**GIVEN REQUEST**
Extract all lines in the data that contain the word "components".

**COLLECTED MATERIAL**
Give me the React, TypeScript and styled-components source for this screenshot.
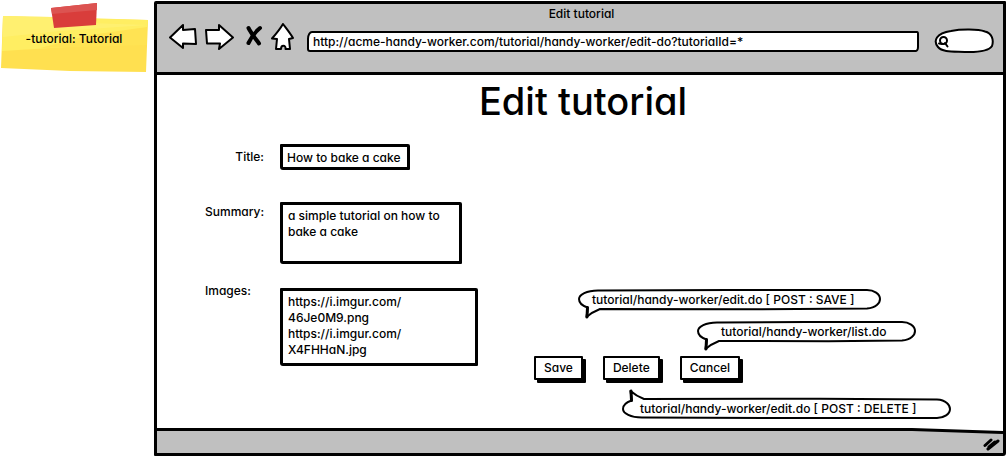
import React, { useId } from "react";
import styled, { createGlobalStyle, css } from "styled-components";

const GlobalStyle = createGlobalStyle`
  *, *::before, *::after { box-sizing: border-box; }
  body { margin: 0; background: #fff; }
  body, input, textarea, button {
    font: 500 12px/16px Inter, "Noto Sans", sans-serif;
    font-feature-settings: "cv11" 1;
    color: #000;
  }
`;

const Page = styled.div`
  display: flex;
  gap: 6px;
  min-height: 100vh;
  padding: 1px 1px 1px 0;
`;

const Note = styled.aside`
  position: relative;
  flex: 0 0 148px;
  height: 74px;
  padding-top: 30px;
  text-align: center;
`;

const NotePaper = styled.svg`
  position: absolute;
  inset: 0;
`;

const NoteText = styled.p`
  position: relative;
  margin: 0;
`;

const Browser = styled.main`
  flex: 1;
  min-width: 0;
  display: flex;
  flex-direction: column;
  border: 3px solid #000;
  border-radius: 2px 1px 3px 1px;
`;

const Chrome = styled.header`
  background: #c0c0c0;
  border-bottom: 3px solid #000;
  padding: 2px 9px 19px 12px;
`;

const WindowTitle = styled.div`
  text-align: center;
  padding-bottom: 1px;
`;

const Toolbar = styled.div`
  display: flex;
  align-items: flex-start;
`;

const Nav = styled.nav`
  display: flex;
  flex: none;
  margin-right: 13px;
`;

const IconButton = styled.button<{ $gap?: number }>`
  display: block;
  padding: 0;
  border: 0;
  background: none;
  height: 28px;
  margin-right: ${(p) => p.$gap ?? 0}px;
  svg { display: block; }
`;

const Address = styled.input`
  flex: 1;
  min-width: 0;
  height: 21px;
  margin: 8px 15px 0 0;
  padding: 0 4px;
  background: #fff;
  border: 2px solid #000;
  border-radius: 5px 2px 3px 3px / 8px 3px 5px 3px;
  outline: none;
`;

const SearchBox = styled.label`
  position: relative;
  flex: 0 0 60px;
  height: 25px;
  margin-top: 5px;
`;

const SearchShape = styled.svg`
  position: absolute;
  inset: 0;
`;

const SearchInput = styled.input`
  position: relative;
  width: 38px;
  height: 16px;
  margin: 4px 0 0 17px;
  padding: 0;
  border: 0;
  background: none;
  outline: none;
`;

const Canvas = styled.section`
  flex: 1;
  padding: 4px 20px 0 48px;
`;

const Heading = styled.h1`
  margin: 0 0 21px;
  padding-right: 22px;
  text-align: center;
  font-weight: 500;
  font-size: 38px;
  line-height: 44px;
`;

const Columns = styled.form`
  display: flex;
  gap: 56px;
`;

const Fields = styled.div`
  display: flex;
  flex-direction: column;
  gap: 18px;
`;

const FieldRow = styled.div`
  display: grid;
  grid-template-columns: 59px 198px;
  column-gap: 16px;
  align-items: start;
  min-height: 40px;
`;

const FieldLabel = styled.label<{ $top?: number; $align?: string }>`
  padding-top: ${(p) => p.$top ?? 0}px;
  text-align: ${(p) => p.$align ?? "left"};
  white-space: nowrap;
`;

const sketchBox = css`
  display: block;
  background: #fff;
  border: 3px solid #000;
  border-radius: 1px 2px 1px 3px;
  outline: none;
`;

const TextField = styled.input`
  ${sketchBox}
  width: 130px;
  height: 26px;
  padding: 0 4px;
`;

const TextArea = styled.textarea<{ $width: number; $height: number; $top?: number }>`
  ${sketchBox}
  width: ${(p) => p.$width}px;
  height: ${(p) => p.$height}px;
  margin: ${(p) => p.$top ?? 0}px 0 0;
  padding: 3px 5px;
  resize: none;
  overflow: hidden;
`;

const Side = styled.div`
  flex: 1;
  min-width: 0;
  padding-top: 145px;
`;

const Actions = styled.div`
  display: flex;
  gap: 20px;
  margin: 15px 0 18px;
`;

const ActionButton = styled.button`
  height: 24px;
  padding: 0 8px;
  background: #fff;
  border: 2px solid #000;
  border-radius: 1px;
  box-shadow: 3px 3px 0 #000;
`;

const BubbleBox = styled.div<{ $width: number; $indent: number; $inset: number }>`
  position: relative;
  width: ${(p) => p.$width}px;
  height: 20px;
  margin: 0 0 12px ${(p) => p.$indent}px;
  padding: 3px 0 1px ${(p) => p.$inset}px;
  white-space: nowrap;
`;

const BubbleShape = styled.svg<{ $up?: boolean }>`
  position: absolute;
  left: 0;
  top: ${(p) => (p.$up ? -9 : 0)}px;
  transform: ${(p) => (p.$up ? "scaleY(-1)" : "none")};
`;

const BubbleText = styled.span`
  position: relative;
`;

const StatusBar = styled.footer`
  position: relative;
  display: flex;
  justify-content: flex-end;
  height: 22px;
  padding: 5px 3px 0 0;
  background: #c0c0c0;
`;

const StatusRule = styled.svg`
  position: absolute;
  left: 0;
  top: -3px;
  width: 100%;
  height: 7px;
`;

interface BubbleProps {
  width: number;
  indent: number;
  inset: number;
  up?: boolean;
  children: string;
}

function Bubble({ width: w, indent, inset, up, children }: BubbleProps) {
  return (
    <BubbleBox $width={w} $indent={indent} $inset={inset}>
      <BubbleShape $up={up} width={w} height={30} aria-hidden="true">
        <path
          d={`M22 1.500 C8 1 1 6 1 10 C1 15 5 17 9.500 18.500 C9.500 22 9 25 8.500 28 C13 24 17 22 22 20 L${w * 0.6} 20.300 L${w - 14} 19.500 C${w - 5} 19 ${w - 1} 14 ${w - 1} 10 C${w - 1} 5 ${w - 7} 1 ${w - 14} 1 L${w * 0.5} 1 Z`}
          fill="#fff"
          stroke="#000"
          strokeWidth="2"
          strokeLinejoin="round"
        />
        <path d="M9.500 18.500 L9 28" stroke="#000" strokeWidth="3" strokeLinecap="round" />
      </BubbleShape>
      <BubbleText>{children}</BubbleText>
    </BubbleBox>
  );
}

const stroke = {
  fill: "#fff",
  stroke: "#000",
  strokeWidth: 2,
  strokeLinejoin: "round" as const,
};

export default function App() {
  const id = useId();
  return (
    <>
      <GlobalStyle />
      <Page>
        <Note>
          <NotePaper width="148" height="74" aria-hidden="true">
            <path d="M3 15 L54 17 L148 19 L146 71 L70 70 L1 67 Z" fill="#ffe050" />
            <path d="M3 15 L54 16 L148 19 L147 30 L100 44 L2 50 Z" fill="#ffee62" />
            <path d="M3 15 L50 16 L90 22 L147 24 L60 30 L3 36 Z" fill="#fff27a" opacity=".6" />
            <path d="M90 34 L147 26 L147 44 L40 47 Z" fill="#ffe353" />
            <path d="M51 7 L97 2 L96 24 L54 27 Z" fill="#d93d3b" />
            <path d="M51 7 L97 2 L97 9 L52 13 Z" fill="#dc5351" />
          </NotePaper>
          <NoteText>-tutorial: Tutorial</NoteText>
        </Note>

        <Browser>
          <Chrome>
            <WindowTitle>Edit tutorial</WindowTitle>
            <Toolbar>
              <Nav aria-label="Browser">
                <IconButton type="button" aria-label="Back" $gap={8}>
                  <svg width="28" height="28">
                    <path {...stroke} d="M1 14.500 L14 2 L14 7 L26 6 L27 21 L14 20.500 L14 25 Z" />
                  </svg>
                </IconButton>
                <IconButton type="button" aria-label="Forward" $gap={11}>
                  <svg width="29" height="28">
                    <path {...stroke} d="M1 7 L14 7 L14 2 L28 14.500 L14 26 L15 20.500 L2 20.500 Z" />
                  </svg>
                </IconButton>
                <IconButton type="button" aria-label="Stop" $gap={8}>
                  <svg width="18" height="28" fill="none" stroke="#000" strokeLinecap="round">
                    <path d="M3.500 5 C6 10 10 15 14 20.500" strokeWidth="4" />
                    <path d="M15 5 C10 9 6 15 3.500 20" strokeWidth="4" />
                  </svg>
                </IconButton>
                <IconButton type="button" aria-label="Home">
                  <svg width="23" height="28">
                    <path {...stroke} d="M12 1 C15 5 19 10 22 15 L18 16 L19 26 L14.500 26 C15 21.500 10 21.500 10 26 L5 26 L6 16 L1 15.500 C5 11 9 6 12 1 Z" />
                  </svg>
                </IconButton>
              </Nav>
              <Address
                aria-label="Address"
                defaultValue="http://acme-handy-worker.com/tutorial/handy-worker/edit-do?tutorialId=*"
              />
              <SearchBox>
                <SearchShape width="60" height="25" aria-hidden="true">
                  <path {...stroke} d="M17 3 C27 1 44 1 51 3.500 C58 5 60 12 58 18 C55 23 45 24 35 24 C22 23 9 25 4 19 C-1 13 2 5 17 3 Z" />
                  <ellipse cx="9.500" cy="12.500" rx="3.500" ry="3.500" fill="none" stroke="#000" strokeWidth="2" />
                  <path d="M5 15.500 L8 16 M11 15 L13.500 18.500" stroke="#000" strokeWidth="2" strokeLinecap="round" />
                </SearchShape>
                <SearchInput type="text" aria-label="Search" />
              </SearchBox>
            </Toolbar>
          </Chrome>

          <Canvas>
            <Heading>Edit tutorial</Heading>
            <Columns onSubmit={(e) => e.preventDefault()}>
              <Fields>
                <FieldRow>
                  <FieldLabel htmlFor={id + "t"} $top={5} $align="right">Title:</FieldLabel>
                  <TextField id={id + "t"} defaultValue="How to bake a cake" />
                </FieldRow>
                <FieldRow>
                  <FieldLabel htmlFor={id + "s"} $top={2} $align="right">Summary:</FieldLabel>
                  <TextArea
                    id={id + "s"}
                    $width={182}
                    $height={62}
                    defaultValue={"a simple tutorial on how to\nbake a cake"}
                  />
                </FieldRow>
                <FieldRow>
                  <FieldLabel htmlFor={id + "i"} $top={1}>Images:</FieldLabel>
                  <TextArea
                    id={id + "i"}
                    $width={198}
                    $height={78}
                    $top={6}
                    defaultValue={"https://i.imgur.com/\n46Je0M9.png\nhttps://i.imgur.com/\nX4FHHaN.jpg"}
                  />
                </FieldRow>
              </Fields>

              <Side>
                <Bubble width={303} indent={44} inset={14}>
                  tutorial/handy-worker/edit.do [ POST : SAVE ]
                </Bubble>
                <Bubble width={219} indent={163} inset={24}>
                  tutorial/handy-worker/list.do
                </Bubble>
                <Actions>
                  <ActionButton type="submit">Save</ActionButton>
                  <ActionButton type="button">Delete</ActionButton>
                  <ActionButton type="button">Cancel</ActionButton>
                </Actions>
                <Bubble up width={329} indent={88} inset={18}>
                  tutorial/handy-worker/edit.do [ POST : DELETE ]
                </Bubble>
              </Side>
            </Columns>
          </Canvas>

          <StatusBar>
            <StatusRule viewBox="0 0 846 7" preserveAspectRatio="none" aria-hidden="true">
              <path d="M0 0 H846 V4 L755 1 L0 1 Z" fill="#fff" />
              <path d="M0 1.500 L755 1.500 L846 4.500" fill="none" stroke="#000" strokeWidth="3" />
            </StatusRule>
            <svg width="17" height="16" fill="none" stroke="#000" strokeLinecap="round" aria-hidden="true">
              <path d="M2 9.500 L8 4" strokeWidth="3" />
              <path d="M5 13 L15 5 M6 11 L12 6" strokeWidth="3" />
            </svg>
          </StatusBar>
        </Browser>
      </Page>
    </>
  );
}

**RESPONSE BELOW**
Give me the React, TypeScript and styled-components source for this screenshot.
import styled, { createGlobalStyle, css } from "styled-components";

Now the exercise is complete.